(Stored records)
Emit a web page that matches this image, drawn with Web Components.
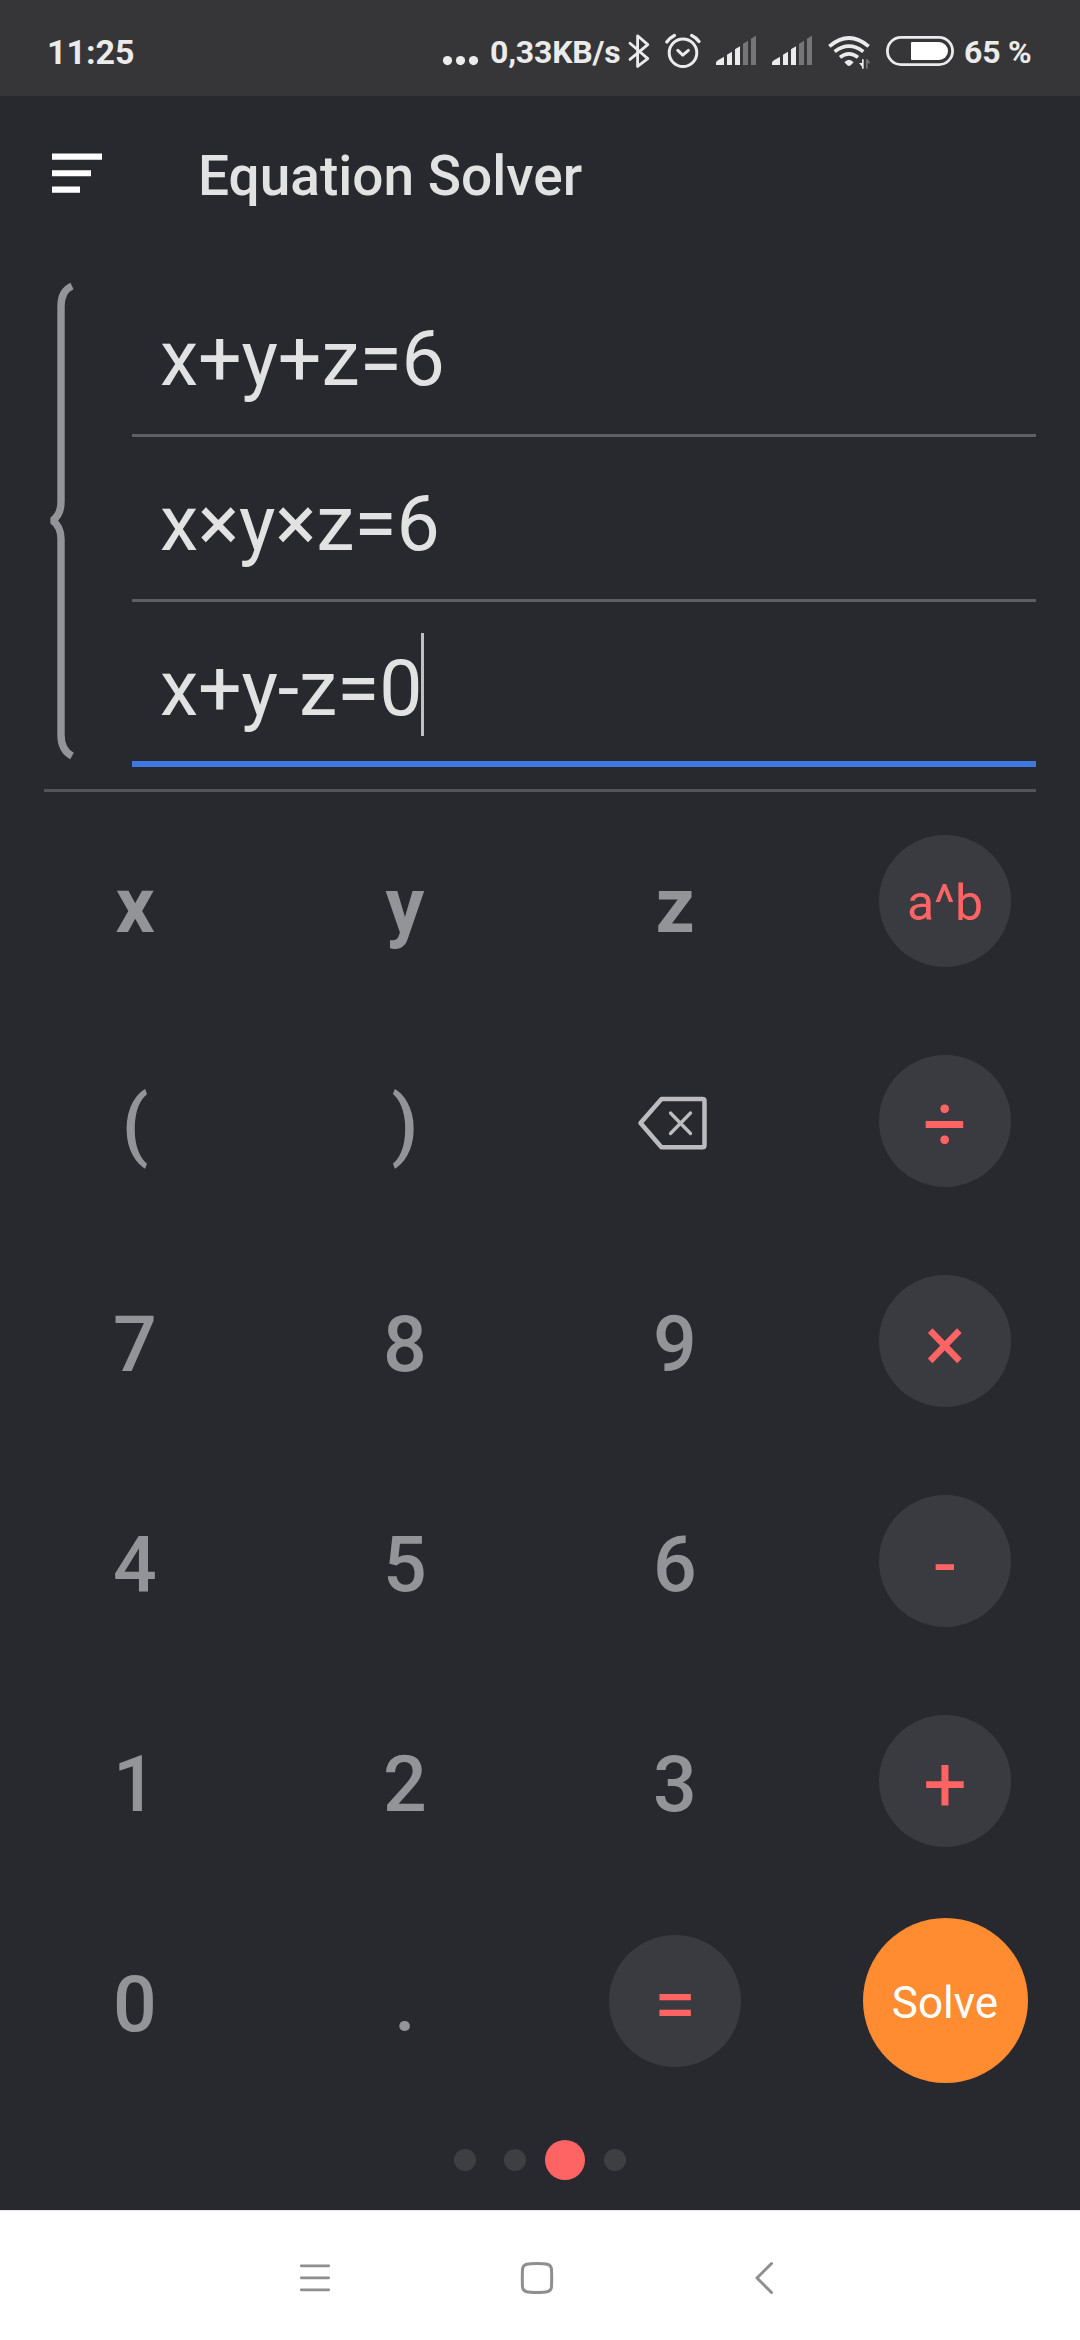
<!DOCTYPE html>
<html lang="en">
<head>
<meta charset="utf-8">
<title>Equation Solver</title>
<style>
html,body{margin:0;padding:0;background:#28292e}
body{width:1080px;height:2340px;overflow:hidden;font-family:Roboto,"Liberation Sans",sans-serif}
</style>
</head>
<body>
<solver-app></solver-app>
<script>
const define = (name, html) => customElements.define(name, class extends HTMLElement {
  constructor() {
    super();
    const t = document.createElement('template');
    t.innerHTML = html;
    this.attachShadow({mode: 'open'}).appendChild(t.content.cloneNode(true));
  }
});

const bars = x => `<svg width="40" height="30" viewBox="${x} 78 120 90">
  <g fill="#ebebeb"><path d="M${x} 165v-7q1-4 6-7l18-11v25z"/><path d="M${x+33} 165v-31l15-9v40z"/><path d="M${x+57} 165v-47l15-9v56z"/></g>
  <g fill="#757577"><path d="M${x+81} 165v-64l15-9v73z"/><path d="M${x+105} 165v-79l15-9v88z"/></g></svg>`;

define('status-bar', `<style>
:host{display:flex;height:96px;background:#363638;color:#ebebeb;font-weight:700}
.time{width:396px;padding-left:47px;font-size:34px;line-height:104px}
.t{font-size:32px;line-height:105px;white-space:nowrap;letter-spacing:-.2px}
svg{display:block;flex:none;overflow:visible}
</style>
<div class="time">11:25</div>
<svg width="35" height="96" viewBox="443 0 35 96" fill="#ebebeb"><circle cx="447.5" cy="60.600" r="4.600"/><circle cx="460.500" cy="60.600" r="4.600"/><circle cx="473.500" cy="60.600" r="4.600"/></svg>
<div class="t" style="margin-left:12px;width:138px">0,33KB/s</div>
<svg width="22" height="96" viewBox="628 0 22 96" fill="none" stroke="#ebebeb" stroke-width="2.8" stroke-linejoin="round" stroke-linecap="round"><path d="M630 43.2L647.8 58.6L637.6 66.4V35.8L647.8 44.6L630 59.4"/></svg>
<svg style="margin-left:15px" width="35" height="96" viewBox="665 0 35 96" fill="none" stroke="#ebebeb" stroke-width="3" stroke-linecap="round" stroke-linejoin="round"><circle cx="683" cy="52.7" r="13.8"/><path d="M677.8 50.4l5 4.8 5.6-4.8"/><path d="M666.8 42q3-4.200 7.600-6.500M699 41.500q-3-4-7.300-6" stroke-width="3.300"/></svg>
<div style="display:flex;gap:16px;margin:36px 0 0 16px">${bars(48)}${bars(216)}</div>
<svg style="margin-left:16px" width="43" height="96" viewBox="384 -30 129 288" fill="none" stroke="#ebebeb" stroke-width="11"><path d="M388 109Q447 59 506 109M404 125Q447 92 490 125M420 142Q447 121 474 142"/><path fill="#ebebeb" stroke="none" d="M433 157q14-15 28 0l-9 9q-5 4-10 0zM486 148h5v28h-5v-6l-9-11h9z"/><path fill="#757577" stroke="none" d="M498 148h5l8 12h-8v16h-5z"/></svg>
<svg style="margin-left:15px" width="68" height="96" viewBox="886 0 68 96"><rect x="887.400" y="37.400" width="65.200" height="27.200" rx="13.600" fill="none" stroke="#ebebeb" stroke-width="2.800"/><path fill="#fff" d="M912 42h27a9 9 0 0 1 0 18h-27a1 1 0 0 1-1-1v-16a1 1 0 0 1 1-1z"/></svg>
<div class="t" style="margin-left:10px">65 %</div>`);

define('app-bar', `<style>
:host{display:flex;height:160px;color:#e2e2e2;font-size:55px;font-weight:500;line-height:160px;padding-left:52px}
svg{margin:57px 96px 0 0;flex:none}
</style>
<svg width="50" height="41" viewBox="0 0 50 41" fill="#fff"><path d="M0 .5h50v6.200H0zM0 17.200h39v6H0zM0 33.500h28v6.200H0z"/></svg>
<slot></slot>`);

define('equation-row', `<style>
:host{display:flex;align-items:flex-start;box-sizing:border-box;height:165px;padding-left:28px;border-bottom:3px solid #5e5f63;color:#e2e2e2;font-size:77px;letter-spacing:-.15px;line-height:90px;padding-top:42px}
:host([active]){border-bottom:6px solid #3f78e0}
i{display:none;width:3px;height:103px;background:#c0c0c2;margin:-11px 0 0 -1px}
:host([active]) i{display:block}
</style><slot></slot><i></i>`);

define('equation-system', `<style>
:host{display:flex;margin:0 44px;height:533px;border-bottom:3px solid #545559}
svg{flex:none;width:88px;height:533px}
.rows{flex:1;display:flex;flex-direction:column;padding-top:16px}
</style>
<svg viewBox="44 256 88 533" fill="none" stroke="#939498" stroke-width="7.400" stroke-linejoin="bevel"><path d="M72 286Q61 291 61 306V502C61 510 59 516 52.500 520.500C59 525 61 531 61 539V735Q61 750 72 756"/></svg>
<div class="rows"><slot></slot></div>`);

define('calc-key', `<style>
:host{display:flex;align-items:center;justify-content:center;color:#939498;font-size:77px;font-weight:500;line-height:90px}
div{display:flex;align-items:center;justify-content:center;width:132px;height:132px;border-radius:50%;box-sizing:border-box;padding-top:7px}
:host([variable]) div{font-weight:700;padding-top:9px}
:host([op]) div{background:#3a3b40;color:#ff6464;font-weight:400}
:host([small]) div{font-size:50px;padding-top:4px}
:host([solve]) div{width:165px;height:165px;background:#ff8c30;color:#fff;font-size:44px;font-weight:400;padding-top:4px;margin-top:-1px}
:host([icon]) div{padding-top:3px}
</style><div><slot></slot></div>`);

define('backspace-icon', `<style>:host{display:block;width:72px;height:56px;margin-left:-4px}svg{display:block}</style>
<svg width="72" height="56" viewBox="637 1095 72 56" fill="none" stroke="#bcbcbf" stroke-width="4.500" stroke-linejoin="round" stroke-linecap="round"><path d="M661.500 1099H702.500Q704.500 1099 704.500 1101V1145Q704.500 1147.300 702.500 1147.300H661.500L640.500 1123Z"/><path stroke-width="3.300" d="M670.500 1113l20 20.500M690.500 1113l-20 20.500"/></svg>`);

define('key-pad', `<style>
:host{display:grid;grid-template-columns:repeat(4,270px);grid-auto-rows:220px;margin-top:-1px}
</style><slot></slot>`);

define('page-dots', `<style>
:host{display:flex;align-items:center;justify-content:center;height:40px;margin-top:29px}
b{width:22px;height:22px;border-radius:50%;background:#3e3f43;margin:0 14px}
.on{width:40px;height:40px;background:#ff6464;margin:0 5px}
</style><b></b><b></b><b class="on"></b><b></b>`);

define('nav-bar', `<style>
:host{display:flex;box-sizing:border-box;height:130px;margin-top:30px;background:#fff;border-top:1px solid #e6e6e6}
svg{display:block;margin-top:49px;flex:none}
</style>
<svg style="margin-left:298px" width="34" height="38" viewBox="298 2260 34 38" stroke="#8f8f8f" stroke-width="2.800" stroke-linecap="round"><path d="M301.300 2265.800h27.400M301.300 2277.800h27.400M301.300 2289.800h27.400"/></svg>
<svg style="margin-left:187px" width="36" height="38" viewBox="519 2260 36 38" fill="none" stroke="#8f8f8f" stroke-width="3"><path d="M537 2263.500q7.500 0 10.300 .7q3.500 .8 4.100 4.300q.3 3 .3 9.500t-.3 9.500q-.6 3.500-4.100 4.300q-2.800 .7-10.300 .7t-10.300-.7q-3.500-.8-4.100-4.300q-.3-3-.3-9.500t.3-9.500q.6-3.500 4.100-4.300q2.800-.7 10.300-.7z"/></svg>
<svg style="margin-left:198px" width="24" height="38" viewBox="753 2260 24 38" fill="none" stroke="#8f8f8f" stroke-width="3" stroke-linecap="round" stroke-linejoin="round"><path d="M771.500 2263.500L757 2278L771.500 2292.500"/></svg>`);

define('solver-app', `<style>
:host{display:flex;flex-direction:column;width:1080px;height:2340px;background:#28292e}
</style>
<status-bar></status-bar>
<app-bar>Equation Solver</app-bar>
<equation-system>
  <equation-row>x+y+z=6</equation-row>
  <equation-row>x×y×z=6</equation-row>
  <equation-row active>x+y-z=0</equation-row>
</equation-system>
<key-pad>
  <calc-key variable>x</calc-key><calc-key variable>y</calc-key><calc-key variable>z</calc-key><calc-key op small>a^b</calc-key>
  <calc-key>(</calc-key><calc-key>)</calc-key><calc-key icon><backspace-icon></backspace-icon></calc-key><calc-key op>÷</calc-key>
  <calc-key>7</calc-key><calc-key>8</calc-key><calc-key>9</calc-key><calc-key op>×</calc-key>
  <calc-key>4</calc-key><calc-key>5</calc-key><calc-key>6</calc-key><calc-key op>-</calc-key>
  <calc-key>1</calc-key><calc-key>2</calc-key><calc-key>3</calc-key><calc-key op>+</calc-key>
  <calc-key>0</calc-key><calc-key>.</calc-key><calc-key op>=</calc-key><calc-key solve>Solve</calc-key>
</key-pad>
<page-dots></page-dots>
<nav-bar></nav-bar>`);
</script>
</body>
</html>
==
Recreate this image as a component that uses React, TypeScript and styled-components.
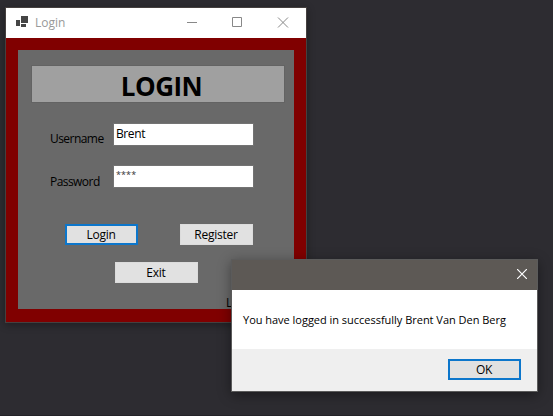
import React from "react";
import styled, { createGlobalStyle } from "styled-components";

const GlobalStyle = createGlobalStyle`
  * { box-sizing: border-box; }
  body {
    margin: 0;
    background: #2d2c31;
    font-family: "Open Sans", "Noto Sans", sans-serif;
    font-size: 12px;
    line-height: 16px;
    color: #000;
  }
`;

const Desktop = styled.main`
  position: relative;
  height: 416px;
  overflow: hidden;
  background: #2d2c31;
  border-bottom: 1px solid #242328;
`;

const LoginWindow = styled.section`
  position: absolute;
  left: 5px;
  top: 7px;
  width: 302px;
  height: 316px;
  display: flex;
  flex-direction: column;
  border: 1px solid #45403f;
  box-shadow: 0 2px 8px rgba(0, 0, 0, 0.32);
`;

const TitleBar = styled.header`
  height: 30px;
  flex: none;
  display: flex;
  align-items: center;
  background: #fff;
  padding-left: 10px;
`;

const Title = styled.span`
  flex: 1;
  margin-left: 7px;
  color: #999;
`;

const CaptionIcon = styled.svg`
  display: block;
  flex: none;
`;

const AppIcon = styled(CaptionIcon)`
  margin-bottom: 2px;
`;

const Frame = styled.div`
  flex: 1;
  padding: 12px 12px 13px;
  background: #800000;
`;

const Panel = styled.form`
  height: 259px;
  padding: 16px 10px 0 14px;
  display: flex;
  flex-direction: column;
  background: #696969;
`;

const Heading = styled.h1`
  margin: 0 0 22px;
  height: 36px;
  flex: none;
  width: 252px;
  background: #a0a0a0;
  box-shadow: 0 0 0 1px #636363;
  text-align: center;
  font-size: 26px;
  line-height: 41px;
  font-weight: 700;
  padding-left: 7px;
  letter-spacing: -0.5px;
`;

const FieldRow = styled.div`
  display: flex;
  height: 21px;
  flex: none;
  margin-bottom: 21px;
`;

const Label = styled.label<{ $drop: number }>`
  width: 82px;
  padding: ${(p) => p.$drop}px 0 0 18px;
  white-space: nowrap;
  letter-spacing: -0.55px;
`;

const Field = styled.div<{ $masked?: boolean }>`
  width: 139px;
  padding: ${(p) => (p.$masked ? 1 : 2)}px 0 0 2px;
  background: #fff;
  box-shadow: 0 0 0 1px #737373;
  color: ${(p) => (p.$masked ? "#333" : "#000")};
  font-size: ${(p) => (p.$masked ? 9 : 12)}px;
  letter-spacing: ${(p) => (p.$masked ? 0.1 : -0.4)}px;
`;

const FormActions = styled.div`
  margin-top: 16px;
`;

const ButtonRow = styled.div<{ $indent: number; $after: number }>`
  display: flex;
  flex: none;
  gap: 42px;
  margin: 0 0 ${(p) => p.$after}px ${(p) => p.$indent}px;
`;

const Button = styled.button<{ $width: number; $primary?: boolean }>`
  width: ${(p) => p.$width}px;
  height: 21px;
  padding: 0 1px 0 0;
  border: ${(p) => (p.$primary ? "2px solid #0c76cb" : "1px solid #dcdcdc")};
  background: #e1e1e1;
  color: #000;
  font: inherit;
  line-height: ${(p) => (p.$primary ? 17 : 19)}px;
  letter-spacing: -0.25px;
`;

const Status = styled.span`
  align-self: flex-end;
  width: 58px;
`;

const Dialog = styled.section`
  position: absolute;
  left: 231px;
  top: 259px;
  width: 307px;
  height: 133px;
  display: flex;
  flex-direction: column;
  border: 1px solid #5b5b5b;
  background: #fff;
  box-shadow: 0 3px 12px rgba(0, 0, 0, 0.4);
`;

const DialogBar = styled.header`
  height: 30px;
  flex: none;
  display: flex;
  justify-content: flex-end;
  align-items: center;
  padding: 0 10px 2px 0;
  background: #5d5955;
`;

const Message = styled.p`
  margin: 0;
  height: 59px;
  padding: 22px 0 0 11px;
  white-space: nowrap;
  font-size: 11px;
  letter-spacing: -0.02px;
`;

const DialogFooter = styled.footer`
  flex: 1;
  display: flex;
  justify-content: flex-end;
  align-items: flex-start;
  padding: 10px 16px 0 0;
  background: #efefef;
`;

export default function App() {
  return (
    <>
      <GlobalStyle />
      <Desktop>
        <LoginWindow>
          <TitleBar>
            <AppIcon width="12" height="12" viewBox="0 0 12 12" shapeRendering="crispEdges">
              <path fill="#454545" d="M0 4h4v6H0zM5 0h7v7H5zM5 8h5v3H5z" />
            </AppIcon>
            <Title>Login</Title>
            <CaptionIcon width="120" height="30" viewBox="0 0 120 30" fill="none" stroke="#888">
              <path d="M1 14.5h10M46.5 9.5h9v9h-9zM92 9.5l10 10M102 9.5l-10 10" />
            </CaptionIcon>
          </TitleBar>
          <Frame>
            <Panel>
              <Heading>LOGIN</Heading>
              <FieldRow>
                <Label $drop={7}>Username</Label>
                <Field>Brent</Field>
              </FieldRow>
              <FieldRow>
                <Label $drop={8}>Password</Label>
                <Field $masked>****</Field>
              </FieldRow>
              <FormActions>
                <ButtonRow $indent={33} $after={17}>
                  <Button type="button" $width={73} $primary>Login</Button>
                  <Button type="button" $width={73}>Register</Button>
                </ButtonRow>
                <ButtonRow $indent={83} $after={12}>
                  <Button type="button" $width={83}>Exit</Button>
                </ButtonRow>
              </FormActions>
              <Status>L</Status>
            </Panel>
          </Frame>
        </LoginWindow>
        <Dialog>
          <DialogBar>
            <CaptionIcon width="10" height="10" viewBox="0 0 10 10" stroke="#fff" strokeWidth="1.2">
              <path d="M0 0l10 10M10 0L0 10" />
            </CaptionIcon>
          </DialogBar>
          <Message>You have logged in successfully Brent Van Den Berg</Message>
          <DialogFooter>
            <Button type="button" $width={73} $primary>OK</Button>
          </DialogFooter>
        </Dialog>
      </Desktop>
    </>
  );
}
* * *
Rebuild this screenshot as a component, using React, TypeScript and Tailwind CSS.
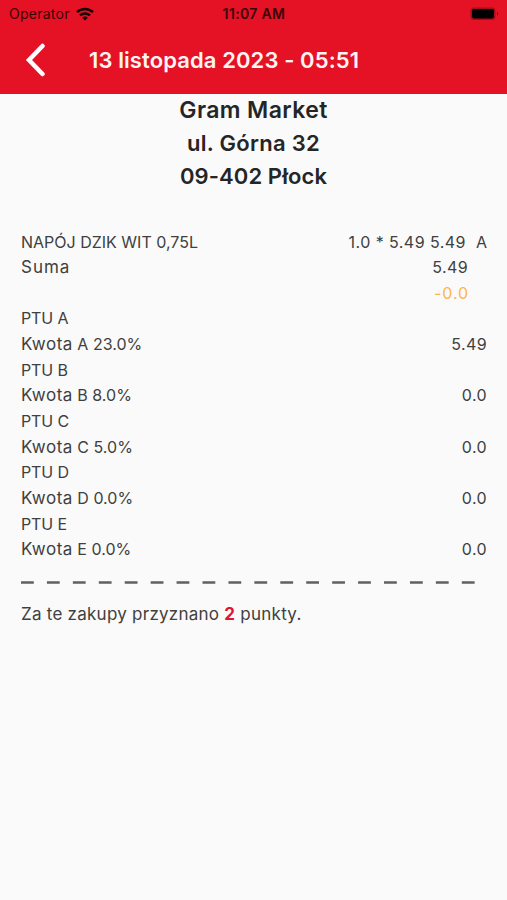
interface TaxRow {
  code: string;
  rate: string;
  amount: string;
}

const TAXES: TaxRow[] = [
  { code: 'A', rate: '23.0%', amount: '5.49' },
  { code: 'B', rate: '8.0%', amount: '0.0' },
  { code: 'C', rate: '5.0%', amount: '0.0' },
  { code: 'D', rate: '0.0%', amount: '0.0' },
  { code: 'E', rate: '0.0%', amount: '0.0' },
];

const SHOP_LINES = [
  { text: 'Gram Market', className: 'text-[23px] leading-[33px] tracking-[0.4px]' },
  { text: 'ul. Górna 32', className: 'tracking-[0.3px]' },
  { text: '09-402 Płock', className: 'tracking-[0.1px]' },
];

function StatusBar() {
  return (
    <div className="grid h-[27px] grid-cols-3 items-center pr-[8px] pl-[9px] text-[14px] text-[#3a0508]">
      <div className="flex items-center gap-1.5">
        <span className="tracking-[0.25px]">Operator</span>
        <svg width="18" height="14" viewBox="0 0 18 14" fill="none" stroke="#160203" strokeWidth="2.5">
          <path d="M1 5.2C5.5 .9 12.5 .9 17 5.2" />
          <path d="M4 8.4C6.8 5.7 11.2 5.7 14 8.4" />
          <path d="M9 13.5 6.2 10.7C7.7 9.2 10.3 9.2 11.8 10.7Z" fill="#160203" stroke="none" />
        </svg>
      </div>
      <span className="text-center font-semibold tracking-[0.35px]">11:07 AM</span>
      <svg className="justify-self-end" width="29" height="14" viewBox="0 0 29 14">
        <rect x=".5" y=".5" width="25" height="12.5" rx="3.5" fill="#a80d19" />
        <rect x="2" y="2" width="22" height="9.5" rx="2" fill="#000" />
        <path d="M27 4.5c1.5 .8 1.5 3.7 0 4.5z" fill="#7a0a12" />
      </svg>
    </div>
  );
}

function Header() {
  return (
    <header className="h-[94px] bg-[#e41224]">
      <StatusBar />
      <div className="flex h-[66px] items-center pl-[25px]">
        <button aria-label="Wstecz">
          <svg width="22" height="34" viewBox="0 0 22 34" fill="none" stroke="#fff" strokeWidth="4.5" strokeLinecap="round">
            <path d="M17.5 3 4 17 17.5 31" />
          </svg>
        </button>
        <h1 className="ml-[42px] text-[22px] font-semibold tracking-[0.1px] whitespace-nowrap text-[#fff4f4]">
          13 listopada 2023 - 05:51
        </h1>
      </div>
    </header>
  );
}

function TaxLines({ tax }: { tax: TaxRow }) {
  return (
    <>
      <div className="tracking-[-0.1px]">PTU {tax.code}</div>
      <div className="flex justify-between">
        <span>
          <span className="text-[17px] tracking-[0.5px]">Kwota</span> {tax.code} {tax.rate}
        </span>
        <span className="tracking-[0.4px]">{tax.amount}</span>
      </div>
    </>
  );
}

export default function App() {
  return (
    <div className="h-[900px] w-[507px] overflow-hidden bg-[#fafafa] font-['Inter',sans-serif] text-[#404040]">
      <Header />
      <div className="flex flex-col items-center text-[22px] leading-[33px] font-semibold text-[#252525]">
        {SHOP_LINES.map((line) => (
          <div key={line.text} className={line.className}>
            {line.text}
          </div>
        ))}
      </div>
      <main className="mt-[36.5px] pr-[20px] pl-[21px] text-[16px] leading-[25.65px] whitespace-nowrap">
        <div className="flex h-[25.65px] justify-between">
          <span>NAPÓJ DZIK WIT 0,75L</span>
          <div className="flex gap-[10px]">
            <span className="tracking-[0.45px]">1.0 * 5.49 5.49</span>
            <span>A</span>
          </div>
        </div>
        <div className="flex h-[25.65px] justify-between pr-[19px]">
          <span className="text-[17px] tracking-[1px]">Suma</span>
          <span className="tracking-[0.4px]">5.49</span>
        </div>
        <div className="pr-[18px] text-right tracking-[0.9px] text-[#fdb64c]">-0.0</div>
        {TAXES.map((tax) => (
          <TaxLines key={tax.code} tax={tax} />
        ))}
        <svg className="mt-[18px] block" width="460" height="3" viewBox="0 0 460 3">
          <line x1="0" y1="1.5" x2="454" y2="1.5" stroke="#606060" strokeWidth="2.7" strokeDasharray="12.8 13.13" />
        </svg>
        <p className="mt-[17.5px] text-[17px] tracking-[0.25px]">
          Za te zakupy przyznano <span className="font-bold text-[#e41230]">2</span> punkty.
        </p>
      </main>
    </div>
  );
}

■ OBJECTIVE: Each line with the string "page" in it needs to be found and copied.

■ FULL RESPONSE:
Emit a web page that matches this image, drawn with Web Components.
define('page-dots', `<style>
<page-dots></page-dots>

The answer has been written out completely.